Web page code records:
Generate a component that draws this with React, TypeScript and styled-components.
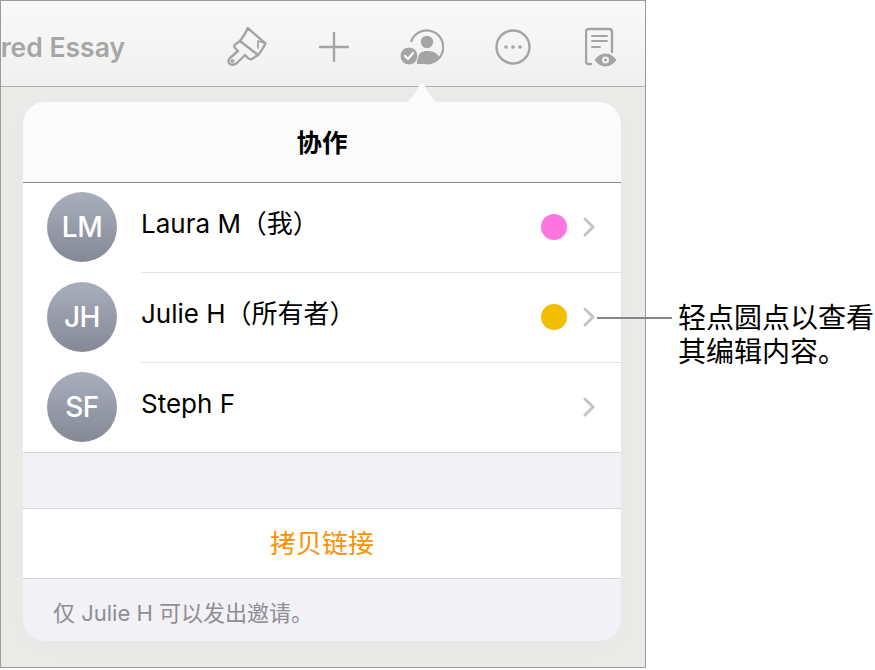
import React from 'react'
import styled, { createGlobalStyle } from 'styled-components'

const GlobalStyle = createGlobalStyle`
  html, body {
    margin: 0;
    padding: 0;
    background: #fff;
  }
  * {
    box-sizing: border-box;
  }
  body {
    font-family: Inter, 'Noto Sans CJK SC', sans-serif;
    -webkit-font-smoothing: antialiased;
  }
`

const Page = styled.div`
  position: relative;
  width: 875px;
  height: 670px;
  overflow: hidden;
`
const Device = styled.div`
  width: 646px;
  height: 668px;
  border: 1px solid #9b9b9b;
  background: #eaeae9;
`
const Toolbar = styled.div`
  height: 86px;
  display: flex;
  align-items: center;
  border-bottom: 1px solid #b0b0b0;
  background: linear-gradient(#f9f9f9, #f0f0ef);
`
const DocTitle = styled.div`
  width: 124px;
  margin-top: 6px;
  display: flex;
  justify-content: flex-end;
  overflow: hidden;
  white-space: nowrap;
  font-size: 26.5px;
  font-weight: 600;
  color: #a6a6a6;
`
const Tools = styled.div`
  display: flex;
  align-items: center;
  margin-top: 6px;
  margin-left: 102px;
`
const ToolIcon = styled.svg<{ $gap: number; $stroke?: number }>`
  display: block;
  margin-right: ${p => p.$gap}px;
  fill: none;
  stroke: #a4a4a4;
  stroke-width: ${p => p.$stroke ?? 2.4};
  stroke-linecap: round;
  stroke-linejoin: round;
`
const Body = styled.div`
  padding: 15px 0 0 22px;
`
const Popover = styled.div`
  position: relative;
  width: 598px;
  height: 539px;
  display: flex;
  flex-direction: column;
  border-radius: 22px;
  background: #f1f1f6;
  box-shadow: 0 6px 30px rgba(0, 0, 0, 0.015);
`
const Arrow = styled.svg`
  position: absolute;
  left: 375px;
  top: -22px;
  fill: #fbfbfb;
`
const Header = styled.div`
  height: 81px;
  display: flex;
  align-items: center;
  justify-content: center;
  padding-bottom: 4px;
  border-radius: 22px 22px 0 0;
  border-bottom: 1px solid #8b8b8b;
  background: #fbfbfb;
  font-size: 25.5px;
  font-weight: 700;
  color: #000;
`
const Row = styled.div<{ $last?: boolean }>`
  height: 90px;
  display: flex;
  align-items: center;
  padding-left: 24px;
  gap: 24px;
  background: #fff;
  border-bottom: ${p => (p.$last ? '1px solid #d6d6d9' : 'none')};
`
const Avatar = styled.div`
  flex: none;
  width: 70px;
  height: 70px;
  margin-bottom: 2px;
  display: flex;
  align-items: center;
  justify-content: center;
  border-radius: 50%;
  background: linear-gradient(#a9aebc, #858997);
  font-family: Inter, sans-serif;
  font-size: 28px;
  font-weight: 500;
  letter-spacing: -0.5px;
  color: #fff;
`
const RowBody = styled.div<{ $last?: boolean }>`
  flex: 1;
  height: 100%;
  display: flex;
  align-items: center;
  padding-right: 26px;
  border-bottom: ${p => (p.$last ? 'none' : '1px solid #e2e2e4')};
`
const Name = styled.div`
  flex: 1;
  margin-bottom: 8px;
  font-size: 26px;
  line-height: 32px;
  color: #000;
`
const Dot = styled.div<{ $color: string }>`
  width: 26px;
  height: 26px;
  margin-right: 16px;
  margin-bottom: 1px;
  border-radius: 50%;
  background: ${p => p.$color};
`
const Chevron = styled.svg`
  display: block;
  margin-bottom: 1px;
  fill: none;
  stroke: #c5c5c8;
  stroke-width: 3;
  stroke-linecap: round;
  stroke-linejoin: round;
`
const Spacer = styled.div`
  height: 55px;
`
const CopyLink = styled.div`
  height: 71px;
  display: flex;
  align-items: center;
  justify-content: center;
  padding-bottom: 4px;
  border-top: 1px solid #d6d6d9;
  border-bottom: 1px solid #d6d6d9;
  background: #fff;
  font-size: 26px;
  color: #ff9000;
`
const Footer = styled.div`
  flex: 1;
  display: flex;
  align-items: center;
  padding-left: 30px;
  padding-top: 2px;
  font-size: 22px;
  color: #8e8e93;
`
const Leader = styled.div`
  position: absolute;
  left: 597px;
  top: 317px;
  width: 75px;
  height: 2px;
  background: #868686;
`
const Callout = styled.div`
  position: absolute;
  left: 678px;
  top: 299px;
  width: 197px;
  font-family: 'Noto Sans CJK SC', sans-serif;
  font-size: 28px;
  line-height: 34px;
  color: #000;
`

const people = [
  { initials: 'LM', name: 'Laura M（我）', color: '#ff75e0' },
  { initials: 'JH', name: 'Julie H（所有者）', color: '#f2be00' },
  { initials: 'SF', name: 'Steph F' },
]

const App: React.FC = () => (
  <Page>
    <GlobalStyle />
    <Device>
      <Toolbar>
        <DocTitle>Shared Essay</DocTitle>
        <Tools>
          <ToolIcon $gap={52} width="40" height="42" viewBox="0 0 40 42">
            <path d="M20.7 2 L38.5 17.5 C36 22 34 26 31 29 L25 33 Q23 34 21 32 L18 29 L10 37 Q6 40 3 38 Q0 35 3 32 L11 25 L8 22 Q6.5 20 8 18.5 L13 15 C16 11 19 7 20.7 2 Z" />
            <path d="M13 15 L31 29" />
            <path d="M38.5 17.5 L31 15 L31 22" strokeWidth="1.8" />
            <circle cx="5.5" cy="35" r="0.8" />
          </ToolIcon>
          <ToolIcon $gap={51} width="30" height="30" viewBox="0 0 30 30">
            <path d="M1 15 H29 M15 1 V29" />
          </ToolIcon>
          <ToolIcon $gap={51} $stroke={2.2} width="44" height="40" viewBox="0 0 44 40">
            <path d="M11.4 14 A16.5 16.5 0 1 1 27 36.5" />
            <circle cx="27" cy="15" r="6.2" fill="#a4a4a4" stroke="none" />
            <path d="M17 33 C18 26 22 24 27 24 C33 24 37 26 39 30 C35 34 31 37 27 37 L17 37 Z" fill="#a4a4a4" stroke="none" />
            <circle cx="9" cy="29" r="9" fill="#a4a4a4" stroke="#f3f3f3" strokeWidth="1" />
            <path d="M5 29 L8 32 L13 26" stroke="#fff" />
          </ToolIcon>
          <ToolIcon $gap={54} width="36" height="36" viewBox="0 0 36 36">
            <circle cx="18" cy="18" r="16.5" />
            <circle cx="11" cy="18" r="1.8" fill="#a4a4a4" stroke="none" />
            <circle cx="18" cy="18" r="1.8" fill="#a4a4a4" stroke="none" />
            <circle cx="25" cy="18" r="1.8" fill="#a4a4a4" stroke="none" />
          </ToolIcon>
          <ToolIcon $gap={0} width="34" height="40" viewBox="0 0 34 40">
            <path d="M6 37 H4 Q1 37 1 34 V5 Q1 2 4 2 H24 Q27 2 27 5 V25" />
            <path d="M7 9 H22 M7 14 H22 M7 20 H15" strokeWidth="2" />
            <path d="M9 33 Q14 26 20.5 26 Q27 26 32 33 Q27 40 20.5 40 Q14 40 9 33 Z" fill="#a4a4a4" stroke="#f3f3f3" strokeWidth="1" />
            <circle cx="20.5" cy="33" r="3.5" fill="#f3f3f3" stroke="none" />
            <circle cx="20.5" cy="33" r="1.5" fill="#a4a4a4" stroke="none" />
          </ToolIcon>
        </Tools>
      </Toolbar>
      <Body>
        <Popover>
          <Arrow width="46" height="23" viewBox="0 0 46 23">
            <path d="M0 23 C10 23 13 19 17 13 L21 6 Q24 1 27 6 L31 13 C35 19 38 23 46 23 Z" />
          </Arrow>
          <Header>协作</Header>
          {people.map((person, i) => {
            const last = i === people.length - 1
            return (
              <Row key={person.initials} $last={last}>
                <Avatar>{person.initials}</Avatar>
                <RowBody $last={last}>
                  <Name>{person.name}</Name>
                  {person.color && <Dot $color={person.color} />}
                  <Chevron width="12" height="20" viewBox="0 0 12 20">
                    <path d="M2 2 L10 10 L2 18" />
                  </Chevron>
                </RowBody>
              </Row>
            )
          })}
          <Spacer />
          <CopyLink>拷贝链接</CopyLink>
          <Footer>仅 Julie H 可以发出邀请。</Footer>
        </Popover>
      </Body>
    </Device>
    <Leader />
    <Callout>轻点圆点以查看其编辑内容。</Callout>
  </Page>
)

export default App
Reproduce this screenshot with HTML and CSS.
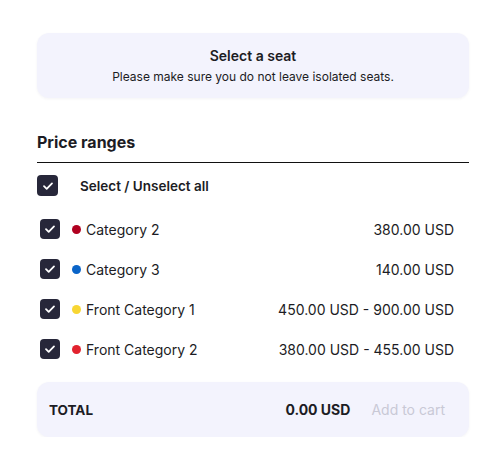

▸ **WHAT YOU WILL DO**
Using the records given above, list every line that includes the word "this".

▸ **EXERCISE OUTPUT**
Generate a component that draws this with React, TypeScript and styled-components.
Reproduce this screenshot with HTML and CSS.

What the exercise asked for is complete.